Shortly after the journalists entered Gaza through a hole in the wall lining its perimeter, a mortar shell landed close to the armored vehicle that carried them south.
A few minutes later, a roadside bomb exploded as the vehicle passed by, creating a brief fireball and sending sand toward the sky.
Another barrage of mortar shells landed near the journalists after they got closer to the front line.
To reach the front, the journalists drove in a convoy of five tanks and two armored vehicles. A reporter for The Times traveled in an armored vehicle known as an Eitan. It had no windows: To see his surroundings, the driver looked at a digital screen that showed a live video of the road ahead.
Palestinian journalists have not had such protection; dozens have been killed in airstrikes since the start of the war, according to the Committee to Protect Journalists.
To truly rout Hamas, Israel will need to capture all of Gaza, the colonel said.
Bloodier battles await the Israelis in Gaza City, where Hamas fighters are entrenched in their subterranean fortifications and are thought to be planning many more ambushes.
Analysts say that such fighting could cause catastrophic civilian losses — an outcome Israel says it is trying to avoid.
“We do our best to destroy Hamas only, without harming the civilians,” said Colonel Ben-Anat. “We’ll think 10 times before we do something.”
But for the civilians in Gaza City, who have witnessed one of the most intense bombing campaigns of the 21st century, the Israeli army’s approach is terrifying.
Saher Abu Adgham, 37, a Palestinian graphic designer, had been searching the streets of Gaza City for firewood to boil some rice. As dusk approached, he bedded down at home in case the army advanced at nightfall.
“I am afraid to go out one night and meet a tank,” Mr. Abu Adgham said in a phone interview.
With mobile networks often out of service, other residents of Gaza City were trying to assess the Israeli advance by listening to the sound of the gunfire.

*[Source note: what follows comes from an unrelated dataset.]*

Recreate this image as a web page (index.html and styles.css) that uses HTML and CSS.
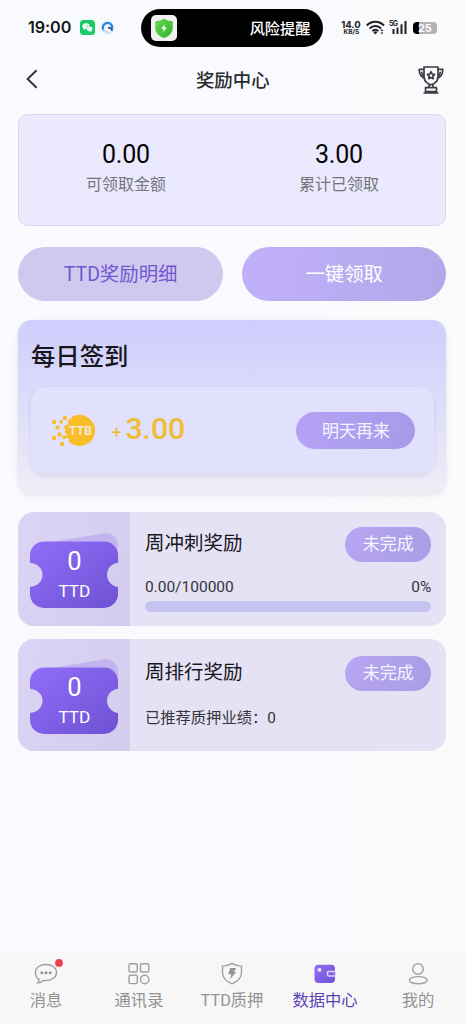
FILE: index.html
```html
<!DOCTYPE html>
<html lang="zh-CN">
<head>
<meta charset="utf-8">
<meta name="viewport" content="width=device-width, initial-scale=1">
<title>奖励中心</title>
<link rel="stylesheet" href="styles.css">
</head>
<body>
<div class="screen">
  <div class="status">
    <div class="status-left">
      <span class="clock">19:00</span>
      <svg class="app-icon" viewBox="0 0 15 15"><rect width="15" height="15" rx="3.5" fill="#1bc968"/><ellipse cx="6.1" cy="6.2" rx="3.6" ry="3" fill="#fff"/><path d="M3.8 8l-.4 2 2-1z" fill="#fff"/><ellipse cx="9.5" cy="8.8" rx="3.2" ry="2.6" fill="#fff" stroke="#1bc968" stroke-width=".6"/><path d="M11 10.5l.8 1.5-2-.7z" fill="#fff"/><g fill="#1bc968"><circle cx="4.9" cy="5.3" r=".5"/><circle cx="7.3" cy="5.3" r=".5"/><circle cx="8.5" cy="8.2" r=".4"/><circle cx="10.5" cy="8.2" r=".4"/></g></svg>
      <svg class="app-icon cloud" viewBox="0 0 15 15"><rect width="15" height="15" rx="3.5" fill="#f5f7fa"/><path d="M2 10.500c2-1.900 4-.3 5.600 1.100s3.500 1.500 5.400-.1C12 15 4 14 2 10.500z" fill="#b9dcf8"/><path d="M3.200 9.800A4.800 4.800 0 1 1 12.200 8.800" fill="none" stroke="#2c84e6" stroke-width="2.400"/><path d="M8 7.600c2 0 3.900 1 4.300 3.400" fill="none" stroke="#1a559f" stroke-width="1.600"/></svg>
    </div>
    <div class="island">
      <svg class="guard" viewBox="0 0 26 26"><defs><linearGradient id="green" x2="1" y2="1"><stop stop-color="#66d94e"/><stop offset="1" stop-color="#30b42c"/></linearGradient></defs><rect width="26" height="26" rx="5" fill="#f0f1f0"/><path d="M13 3.600c2.500 1.800 5 2.400 8.700 2.600v7.200c0 4.500-3.800 7.600-8.700 9.700-4.900-2.100-8.700-5.200-8.700-9.700V6.200C8 6 10.500 5.400 13 3.600z" fill="url(#green)"/><path d="M13.800 9.300l-3.600 4.400h2.500l-.7 3.500 3.900-4.600h-2.500z" fill="#fff"/></svg>
      <span>风险提醒</span>
    </div>
    <div class="status-right">
      <div class="speed"><b>14.0</b><small>KB/S</small></div>
      <svg class="wifi" viewBox="0 0 19 16"><g fill="none" stroke="#202124" stroke-width="1.900"><path d="M.7 5.500C5.400.4 13.300.4 18 5.500M3.600 8.500c3.200-3.400 8.300-3.400 11.500 0M6.300 11.100c1.800-1.900 4.300-1.900 6.100 0"/></g><path d="M7.300 12.300a3 3 0 0 1 4.100 0l-2 2.100zM14.400 11l1.500-1.900 1.500 1.900zM14.400 12.400l1.500 1.900 1.500-1.900z" fill="#202124"/></svg>
      <svg class="signal" viewBox="0 0 19 16"><text x="0" y="6.300" font-size="7" font-weight="700" textLength="9">5G</text><g fill="#202124"><rect x="3.500" y="9" width="2" height="5"/><rect x="7.500" y="7.500" width="2" height="6.500"/><rect x="11.500" y="4.300" width="2" height="9.700"/><rect x="15.500" y="1" width="2" height="13"/></g></svg>
      <div class="battery">25</div>
    </div>
  </div>

  <header class="header">
    <svg class="back" viewBox="0 0 12 20"><path d="M10.600 1.200L1.600 10l9 8.800" fill="none" stroke="#303238" stroke-width="1.900"/></svg>
    <h1>奖励中心</h1>
    <svg class="trophy" viewBox="0 0 26 28" fill="none" stroke="#3b3d42" stroke-width="1.700" stroke-linejoin="round"><path d="M6 1h14v9.500c0 4-2 7-7 8.300-5-1.300-7-4.300-7-8.300zM6 3.300H1.200c0 5 1.200 7.800 6.200 9.500M3.500 5.700c.2 2.500 1 3.500 2.700 4.500M20 3.300h4.800c0 5-1.200 7.800-6.200 9.500M22.500 5.700c-.2 2.500-1 3.500-2.700 4.500M11 18.300v3.400h4v-3.400M7.500 21.700h11v4h-11zM5.500 27h15"/><path d="M13 5.700l1.100 2.300 2.500.4-1.800 1.800.4 2.500-2.200-1.200-2.200 1.200.4-2.500-1.800-1.800 2.500-.4z"/></svg>
  </header>

  <main>
    <section class="totals">
      <div class="total"><strong>0.00</strong><span>可领取金额</span></div>
      <div class="total"><strong>3.00</strong><span>累计已领取</span></div>
    </section>

    <div class="actions">
      <button class="detail">TTD奖励明细</button>
      <button class="claim">一键领取</button>
    </div>

    <section class="checkin">
      <h2>每日签到</h2>
      <div class="checkin-row">
        <svg class="coin" viewBox="0 0 44 34"><g fill="#f9be27"><path d="M18 5.500l2.500-1.500 1-1.500A15.600 15.600 0 1 1 20 29.500l-2.500-2 .5-2.500-3-1.500 1-3.500-2.500-1.500 1-3-2-2.500 2.500-2 3-.5-1.500-3z"/><rect x="1" y="6" width="4" height="4" rx="1.200"/><rect x="4.500" y="11.500" width="4" height="4" rx="1.200"/><rect x="12" y="2" width="4" height="4" rx="1.200"/><rect x="8.500" y="6" width="3.500" height="3.500" rx="1.200"/><rect x="6.500" y="18.500" width="4" height="4" rx="1.200"/><rect x="1" y="22" width="4" height="4" rx="1.200"/><rect x="9" y="28" width="4" height="4" rx="1.200"/><rect x="11.500" y="21.500" width="3.500" height="3.500" rx="1.200"/></g><text x="18" y="21.300" textLength="23" font-size="12" font-weight="700" fill="#f5e9df">TTB</text></svg>
        <div class="amount"><span>+</span><b>3.00</b></div>
        <button class="tomorrow">明天再来</button>
      </div>
    </section>

    <section class="task sprint">
      <div class="ticket-side">
        <div class="ticket">
          <svg viewBox="0 0 88 75"><defs><linearGradient id="ticket1" x2="1" y2="1"><stop stop-color="#916df9"/><stop offset="1" stop-color="#6e52d3"/></linearGradient></defs><path d="M25 8.500L73 .6c9-1.400 14 3.400 15 12.400v12H25z" fill="#c2b4f0"/><path d="M14 8.500h60a14 14 0 0 1 14 14v7.300c-6 .5-11 5.500-11 11.900s5 11.700 11 12.200v7a14 14 0 0 1-14 14H14a14 14 0 0 1-14-14v-7c7-.5 12.500-5.500 12.500-12.200S7 30.300 0 29.800v-7.300a14 14 0 0 1 14-14z" fill="url(#ticket1)"/></svg>
          <div class="ticket-label"><strong>0</strong><span>TTD</span></div>
        </div>
      </div>
      <div class="task-body">
        <div class="task-head"><h3>周冲刺奖励</h3><span class="pending">未完成</span></div>
        <div class="progress-text"><span>0.00/100000</span><span>0%</span></div>
        <div class="progress"></div>
      </div>
    </section>

    <section class="task ranking">
      <div class="ticket-side">
        <div class="ticket">
          <svg viewBox="0 0 88 75"><path d="M25 8.500L73 .6c9-1.400 14 3.400 15 12.400v12H25z" fill="#c2b4f0"/><path d="M14 8.500h60a14 14 0 0 1 14 14v7.300c-6 .5-11 5.500-11 11.900s5 11.700 11 12.200v7a14 14 0 0 1-14 14H14a14 14 0 0 1-14-14v-7c7-.5 12.500-5.500 12.500-12.200S7 30.300 0 29.800v-7.300a14 14 0 0 1 14-14z" fill="url(#ticket1)"/></svg>
          <div class="ticket-label"><strong>0</strong><span>TTD</span></div>
        </div>
      </div>
      <div class="task-body">
        <div class="task-head"><h3>周排行奖励</h3><span class="pending">未完成</span></div>
        <p class="performance">已推荐质押业绩：0</p>
      </div>
    </section>
  </main>

  <nav class="tabs">
    <a class="tab"><svg viewBox="0 0 28 26"><path d="M14 4.500c6.200 0 10.500 3.300 10.500 8s-4.300 8.100-10.500 8.100c-1 0-1.900 0-2.700-.2-1.600 1.600-3.700 2.400-5.700 2.500 1-.9 1.500-2 1.500-3.500-2.300-1.400-3.600-4-3.600-6.900 0-4.700 4.300-8 10.500-8z"/><g class="solid"><circle cx="9.800" cy="12.700" r="1.500"/><circle cx="14" cy="12.700" r="1.500"/><circle cx="18.200" cy="12.700" r="1.500"/></g><circle class="alert" cx="27" cy="2.900" r="3.900"/></svg><span>消息</span></a>
    <a class="tab"><svg viewBox="0 0 28 26"><rect x="4" y="3.700" width="8.300" height="8.300" rx="1.500"/><rect x="15.500" y="3.700" width="8.300" height="8.300" rx="1.500"/><rect x="4" y="15.300" width="8.300" height="8.300" rx="1.500"/><circle cx="19.700" cy="19.500" r="4.200"/></svg><span>通讯录</span></a>
    <a class="tab"><svg viewBox="0 0 28 26"><path d="M14 3.300c3 2 5.800 2.700 9.500 2.800v6.700c0 5-3.700 8.600-9.500 11-5.800-2.400-9.500-6-9.500-11V6.100C8.200 6 11 5.300 14 3.300z"/><path class="solid" d="M12.300 8h6l-2.300 4h2.300L12 19.300l1.200-5h-3z"/></svg><span>TTD质押</span></a>
    <a class="tab active"><svg viewBox="0 0 28 26"><defs><linearGradient id="wallet" x2="1" y2="1"><stop stop-color="#9170f6"/><stop offset="1" stop-color="#6e50d4"/></linearGradient></defs><rect x="3.500" y="4.800" width="20.500" height="18.200" rx="4" fill="url(#wallet)" stroke="none"/><rect x="6.500" y="8" width="3.800" height="3.800" rx="1" fill="#e1d9fa" stroke="none"/><rect x="16.500" y="11.500" width="8" height="4.500" rx="1" fill="#8060e5" stroke="#ddd4fa" stroke-width="1.500"/></svg><span>数据中心</span></a>
    <a class="tab"><svg viewBox="0 0 28 26"><circle cx="14" cy="9" r="5.300"/><ellipse cx="14.300" cy="20.200" rx="9" ry="3.600"/></svg><span>我的</span></a>
  </nav>
</div>
</body>
</html>
```
FILE: styles.css
```css
* { box-sizing: border-box; }
body { margin: 0; background: #f9fafd; font-family: Roboto, "Noto Sans CJK SC", sans-serif; color: #16161b; }
button { border: 0; padding: 0; font: inherit; }
h1, h2, h3, p { margin: 0; }
svg { display: block; overflow: visible; flex: none; }
.screen { height: 1024px; display: flex; flex-direction: column; background: linear-gradient(90deg, #f9fafd 70%, #f9fbfb); }

.status { height: 55px; display: flex; align-items: center; }
.status-left { width: 141.4px; padding-left: 28px; display: flex; align-items: center; }
.clock { font: 600 16.2px/20px Inter, sans-serif; width: 52px; letter-spacing: -.1px; margin-top: -1px; }
.app-icon { width: 15px; height: 15px; }
.cloud { margin-left: 5px; }
.island { width: 182px; height: 38px; padding: 0 13px 0 10px; border-radius: 19px; background: #000; color: #fff; display: flex; align-items: center; justify-content: space-between; font: 500 15.2px/24px "Noto Sans CJK SC", sans-serif; }
.island span { margin-top: -1px; }
.guard { width: 26px; height: 26px; }
.status-right { margin-left: 18.500px; display: flex; align-items: center; color: #202124; }
.speed { width: 19px; font-family: Inter, sans-serif; text-align: center; }
.speed b, .speed small { display: block; white-space: nowrap; }
.speed b { font-size: 9.500px; line-height: 8px; margin-left: -1px; }
.speed small { font-size: 6.500px; font-weight: 700; line-height: 6px; }
.wifi { width: 19px; height: 16px; margin-left: 5px; }
.signal { width: 19px; height: 16px; margin-left: 4px; font-family: Inter, sans-serif; fill: #202124; }
.battery { width: 24px; height: 12px; margin-left: 5px; border-radius: 4px; background: linear-gradient(90deg, #000 25%, #b1b2b4 25%); color: #fff; font: 700 11px/12px Inter, sans-serif; text-align: center; }

.header { height: 49px; padding: 0 20.500px 0 26px; display: flex; align-items: center; justify-content: space-between; }
.header h1 { font: 500 18.400px/28px "Noto Sans CJK SC", sans-serif; color: #292a30; margin: -2px 0 0 9px; }
.back { width: 12px; height: 20px; margin-top: -1px; }
.trophy { width: 26px; height: 28px; margin-top: 1px; }

main { flex: 1; padding: 10px 18.600px 0 18.400px; }
.totals { height: 112px; border: 1px solid #d9d6ef; border-radius: 10px; background: #eae9fe; display: flex; }
.total { flex: 1; display: flex; flex-direction: column; align-items: center; padding-top: 25px; }
.total strong { font-size: 25px; line-height: 29px; font-weight: 400; color: #050508; letter-spacing: -.2px; }
.total span { font-size: 16px; line-height: 24px; color: #75757d; margin-top: 4px; }
.actions { display: flex; gap: 19px; margin-top: 21px; }
.actions button { flex: 1; height: 54px; border-radius: 27px; font-size: 19.400px; padding-bottom: 3px; }
.detail { background: #d1c8f0; color: #6d58cd; }
.claim { background: linear-gradient(90deg, #c1b0fa, #b2a8e9); color: #fff; }

.checkin { height: 173px; margin-top: 19px; padding: 18px 12.500px; border-radius: 14px; background: linear-gradient(#cecdfd, #eeedf7); box-shadow: 0 2px 5px rgba(60, 60, 80, .12); }
.checkin h2 { height: 37px; margin-bottom: 12px; font-size: 24.400px; line-height: 37px; font-weight: 500; color: #16161b; }
.checkin-row { height: 87px; padding: 0 18.500px 0 21.500px; border-radius: 15px; background: #e1e0fd; box-shadow: 0 2px 5px rgba(60, 60, 80, .11); display: flex; align-items: center; }
.coin { width: 44px; height: 34px; margin-left: -1.500px; }
.amount { display: flex; align-items: baseline; color: #eebd32; margin: -4px auto 0 16.500px; }
.amount span { width: 14px; font-size: 18px; }
.amount b { font-size: 30.200px; line-height: 36px; font-weight: 500; }
.tomorrow { width: 119px; height: 37px; padding-bottom: 2px; border-radius: 19px; background: linear-gradient(100deg, #b5a2f6, #a69be9); color: #f6f4ff; font-size: 17px; }

.task { display: flex; border-radius: 16px; background: #e5e2f5; overflow: hidden; }
.sprint { height: 114px; margin-top: 19.300px; }
.ranking { height: 112px; margin-top: 12.700px; }
.ticket-side { width: 111.500px; padding: 21px 12px 0; background: linear-gradient(110deg, #dcd4f4, #d2ccee); }
.ticket { width: 88px; height: 75px; display: grid; }
.ticket > * { grid-area: 1 / 1; }
.ticket-label { z-index: 1; padding-top: 13px; color: #fff; display: flex; flex-direction: column; align-items: center; }
.ticket-label strong { font-size: 25.500px; line-height: 30px; font-weight: 400; }
.ticket-label span { font-size: 17.200px; line-height: 22px; margin-top: 4px; }
.ranking .ticket-side { padding-top: 20px; }
.task-body { flex: 1; padding: 14.500px 15px 0; }
.task-head { height: 35px; display: flex; align-items: center; justify-content: space-between; }
.task-head h3 { font-size: 19.500px; line-height: 30px; font-weight: 400; color: #17171c; margin-top: -1px; }
.pending { width: 86.500px; height: 35px; border-radius: 18px; background: linear-gradient(110deg, #b7a5f2, #a99de6); color: #f7f5ff; font-size: 17px; line-height: 34px; text-align: center; }
.progress-text { display: flex; justify-content: space-between; margin-top: 15.500px; font-size: 15.500px; line-height: 20px; color: #34343b; }
.progress { height: 10.500px; margin-top: 4px; border-radius: 6px; background: #c5c4f0; }
.ranking .task-body { padding-top: 17px; }
.ranking h3 { margin-top: 0; }
.performance { font-size: 15.300px; line-height: 22px; margin-top: 16px; color: #34343b; }

.tabs { height: 73px; background: #f7f7f7; display: grid; grid-template-columns: repeat(5, 1fr); }
.tab { padding: 9px 1px 0 0; color: #939393; display: flex; flex-direction: column; align-items: center; }
.tab svg { width: 28px; height: 26px; fill: none; stroke: #a0a0a0; stroke-width: 1.400; }
.tab .solid { fill: #969696; stroke: none; }
.tab .alert { fill: #ee4055; stroke: none; }
.tab span { font-size: 16.300px; line-height: 24px; margin-top: 3px; }
.tab.active { color: #5943b5; }
```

“We don’t have internet to listen to the news and know what is happening — but we can hear it,” said Majdi Ahmed, 32, a taxi driver taking shelter in a hospital in the city.
“Now I can hear the shooting,” Mr. Ahmed said in a voice message. “Seems they are now fighting.”
Iyad Abuheweila contributed reporting from Cairo, Abu Bakr Bashir from London and Patrick Kingsley from Jerusalem.